# GOAL:
Give only the number of lines in the records below that contain the word "React".

----------

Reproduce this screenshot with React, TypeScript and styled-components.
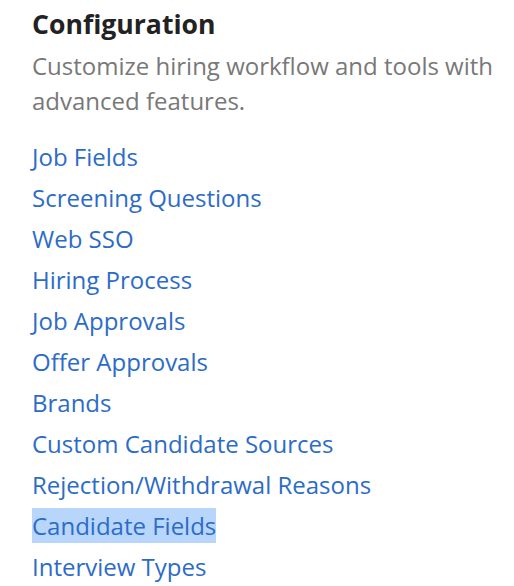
import React from "react";
import styled, { createGlobalStyle } from "styled-components";

const Global = createGlobalStyle`
  html, body { margin: 0; padding: 0; background: #ffffff; }
  body { font-family: "Open Sans", "Noto Sans", sans-serif; }
`;

const Page = styled.div`
  padding: 4px 20px 0 32px;
  display: flex;
  flex-direction: column;
`;

const Title = styled.h1`
  margin: 0;
  font-size: 26.6px;
  font-weight: 700;
  line-height: 40px;
  color: #222222;
`;

const Subtitle = styled.p`
  margin: 4px 0 0 0;
  font-size: 24px;
  line-height: 35px;
  color: #787878;
`;

const LinkList = styled.ul`
  list-style: none;
  margin: 18px 0 0 0;
  padding: 0;
`;

const Item = styled.li`
  font-size: 24px;
  line-height: 41px;
`;

const Link = styled.a<{ $selected?: boolean }>`
  display: inline-block;
  line-height: 35px;
  color: #2c6cc8;
  text-decoration: none;
  background: ${(p) => (p.$selected ? "#b8d6fb" : "transparent")};
`;

const links = [
  "Job Fields",
  "Screening Questions",
  "Web SSO",
  "Hiring Process",
  "Job Approvals",
  "Offer Approvals",
  "Brands",
  "Custom Candidate Sources",
  "Rejection/Withdrawal Reasons",
  "Candidate Fields",
  "Interview Types",
];

export default function App() {
  return (
    <>
      <Global />
      <Page>
        <Title>Configuration</Title>
        <Subtitle>Customize hiring workflow and tools with advanced features.</Subtitle>
        <LinkList>
          {links.map((l) => (
            <Item key={l}>
              <Link href="#" $selected={l === "Candidate Fields"}>{l}</Link>
            </Item>
          ))}
        </LinkList>
      </Page>
    </>
  );
}
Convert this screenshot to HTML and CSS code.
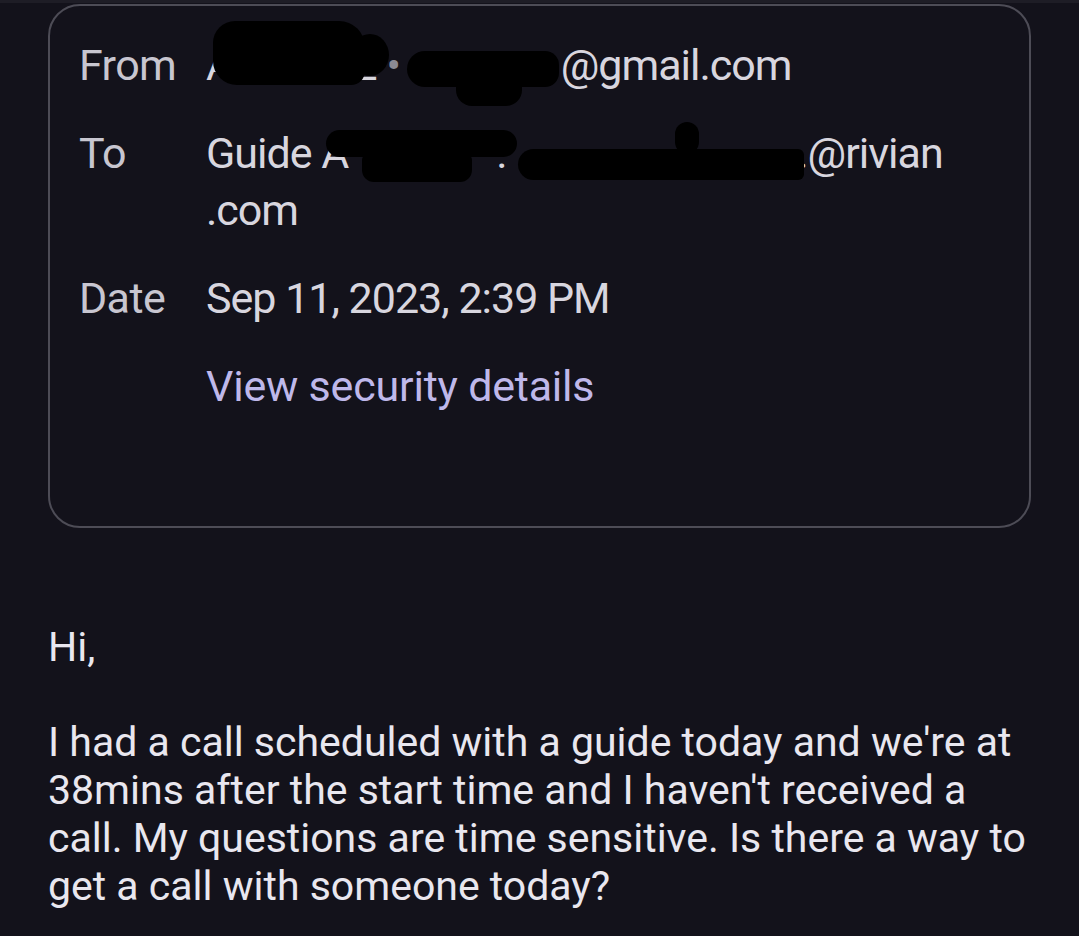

----------

# OUTPUT:
2